Jews in the Middle Ages were frequently victims of similar accusations, considered more serious desecration of other revered items, such as relics or images of Jesus and the saints. The accusations were often supported only by the testimony of the accuser, who may potentially bear a prejudice against the accused Jew or the Jewish people. Despite this, some alleged perpetrators were tried and found guilty, on little evidence or through torture.

The penalties for Jews accused of defiling hosts were severe. Many Jews, after accusations and torture, "confessed" to abusing hosts, and the accused Jews were condemned and burned, sometimes with all the other Jews in the community, as happened in Beelitz in 1243. in Prague in 1389, and in many German cities, according to Ocker's writings in the Harvard Theological Review. According to William Nichol in Christian Antisemitism, "over 100 instances of the charge have been recorded, in many cases leading to massacres."

The first recorded accusation was made in 1247 at Beelitz south of Potsdam. Tradition records that as a consequence the Jews of Beelitz were burned on a hill before the Mill Gate, which was subsequently, and until 1945, called the Judenberg, although there is no contemporary evidence for the burnings in documents of the 13th Century. Another famous case that took place in 1290, in Paris, was commemorated in the Church of the Rue des Billettes and in a local confraternity. The case of 1337, at Deggendorf, celebrated locally as part of the "Deggendorfer Gnad" until 1992, led to a series of massacres across the region. In 1370 in Brussels the charge of host desecration, long celebrated in a special fest and depicted in artistic relics in the Church of St. Gudule, led to the burning of twenty Jews and expulsion in the Brussels massacre. In 1510, at Knoblauch in Havelland 38 Jews were executed and more expelled from Brandenburg.

The alleged host desecration in 1410, at Segovia, was said to have brought about an earthquake, and as a result, the local synagogue was confiscated and leading Jews were executed; the event continues to be celebrated as a local feast of Corpus Christi.

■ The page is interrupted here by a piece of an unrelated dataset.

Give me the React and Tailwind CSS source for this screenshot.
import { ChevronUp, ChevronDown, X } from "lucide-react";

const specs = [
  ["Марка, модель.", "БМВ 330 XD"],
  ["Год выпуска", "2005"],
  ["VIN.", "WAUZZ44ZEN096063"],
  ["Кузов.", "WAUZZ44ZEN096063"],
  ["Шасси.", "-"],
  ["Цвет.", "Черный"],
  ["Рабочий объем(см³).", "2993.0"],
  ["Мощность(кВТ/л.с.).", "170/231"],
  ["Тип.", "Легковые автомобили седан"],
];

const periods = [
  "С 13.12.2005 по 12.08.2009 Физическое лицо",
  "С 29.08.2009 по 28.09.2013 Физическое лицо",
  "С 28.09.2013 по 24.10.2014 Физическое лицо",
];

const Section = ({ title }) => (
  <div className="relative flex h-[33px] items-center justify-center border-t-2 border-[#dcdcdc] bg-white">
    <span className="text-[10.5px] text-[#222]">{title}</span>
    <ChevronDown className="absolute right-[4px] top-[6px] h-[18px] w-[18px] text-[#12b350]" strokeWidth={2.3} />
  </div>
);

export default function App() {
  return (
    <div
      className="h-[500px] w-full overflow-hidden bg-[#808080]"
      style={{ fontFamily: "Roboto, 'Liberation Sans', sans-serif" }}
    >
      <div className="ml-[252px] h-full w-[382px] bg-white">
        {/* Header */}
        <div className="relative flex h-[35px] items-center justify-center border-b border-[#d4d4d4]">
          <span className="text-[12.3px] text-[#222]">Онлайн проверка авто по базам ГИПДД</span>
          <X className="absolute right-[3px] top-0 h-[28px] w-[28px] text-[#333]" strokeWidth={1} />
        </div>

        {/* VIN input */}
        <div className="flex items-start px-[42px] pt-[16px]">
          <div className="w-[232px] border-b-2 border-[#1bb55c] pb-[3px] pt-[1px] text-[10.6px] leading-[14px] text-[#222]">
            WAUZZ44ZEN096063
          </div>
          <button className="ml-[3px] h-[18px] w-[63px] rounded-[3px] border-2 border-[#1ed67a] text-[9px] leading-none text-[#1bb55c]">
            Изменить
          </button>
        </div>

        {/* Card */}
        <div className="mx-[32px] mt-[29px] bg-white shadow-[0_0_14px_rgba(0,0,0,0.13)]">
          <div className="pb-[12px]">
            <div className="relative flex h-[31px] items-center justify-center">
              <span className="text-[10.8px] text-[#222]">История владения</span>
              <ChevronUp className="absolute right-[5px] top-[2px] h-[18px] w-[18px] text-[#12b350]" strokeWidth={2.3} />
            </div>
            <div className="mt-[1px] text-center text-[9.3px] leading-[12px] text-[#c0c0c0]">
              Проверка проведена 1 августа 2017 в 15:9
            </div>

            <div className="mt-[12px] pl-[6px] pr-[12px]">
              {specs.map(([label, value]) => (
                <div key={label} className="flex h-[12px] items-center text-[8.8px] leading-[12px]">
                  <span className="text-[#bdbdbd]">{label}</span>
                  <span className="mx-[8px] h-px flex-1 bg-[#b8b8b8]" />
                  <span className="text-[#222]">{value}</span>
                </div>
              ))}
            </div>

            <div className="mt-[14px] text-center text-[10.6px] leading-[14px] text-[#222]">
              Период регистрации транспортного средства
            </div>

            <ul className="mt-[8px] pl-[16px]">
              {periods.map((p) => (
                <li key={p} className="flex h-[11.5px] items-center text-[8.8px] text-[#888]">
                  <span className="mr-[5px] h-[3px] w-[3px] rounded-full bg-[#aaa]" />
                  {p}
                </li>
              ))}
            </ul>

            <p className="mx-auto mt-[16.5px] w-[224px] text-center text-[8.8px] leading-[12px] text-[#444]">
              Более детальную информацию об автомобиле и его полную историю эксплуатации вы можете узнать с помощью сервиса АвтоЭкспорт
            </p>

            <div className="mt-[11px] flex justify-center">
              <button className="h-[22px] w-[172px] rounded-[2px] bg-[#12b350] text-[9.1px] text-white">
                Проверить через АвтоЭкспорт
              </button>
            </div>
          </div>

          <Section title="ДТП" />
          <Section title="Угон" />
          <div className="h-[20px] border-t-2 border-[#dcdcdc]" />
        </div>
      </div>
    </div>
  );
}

Similar accusations, resulting in extensive persecution of Jews, were brought forward in 1294, at Laa, Austria; 1298, at Röttingen, near Würzburg, and at Korneuburg, near Vienna; 1299, at Ratisbon; 1306, at St. Pölten; 1330, at Güstrow; 1338, at Pulkau; 1388, at Prague; 1401, at Glogau; 1420, at Ems; 1453, at Breslau; 1478, at Passau; 1492, at Sternberg, in Mecklenburg-Schwerin; 1514, at Mittelberg, in Alsace; 1556, at Sochaczew, in Poland. The last Jew burned for stealing a host died in 1631, according to Jacques Basnage, quoting from Manasseh b. Israel. In some cases host desecration legends emerged without actual accusations, as was the case of the host desecration legend of Poznan (Posen).

The accusation of host desecration gradually ceased after the Reformation when first Martin Luther in 1523 and then Sigismund August of Poland in 1558 were among those who repudiated the accusation. However, sporadic instances of host desecration libel occurred even in the 18th and 19th century. In 1761 in Nancy, several Jews from Alsace were executed on a charge of host desecration. The last recorded accusation was brought up in Bislad, Romania, in 1836.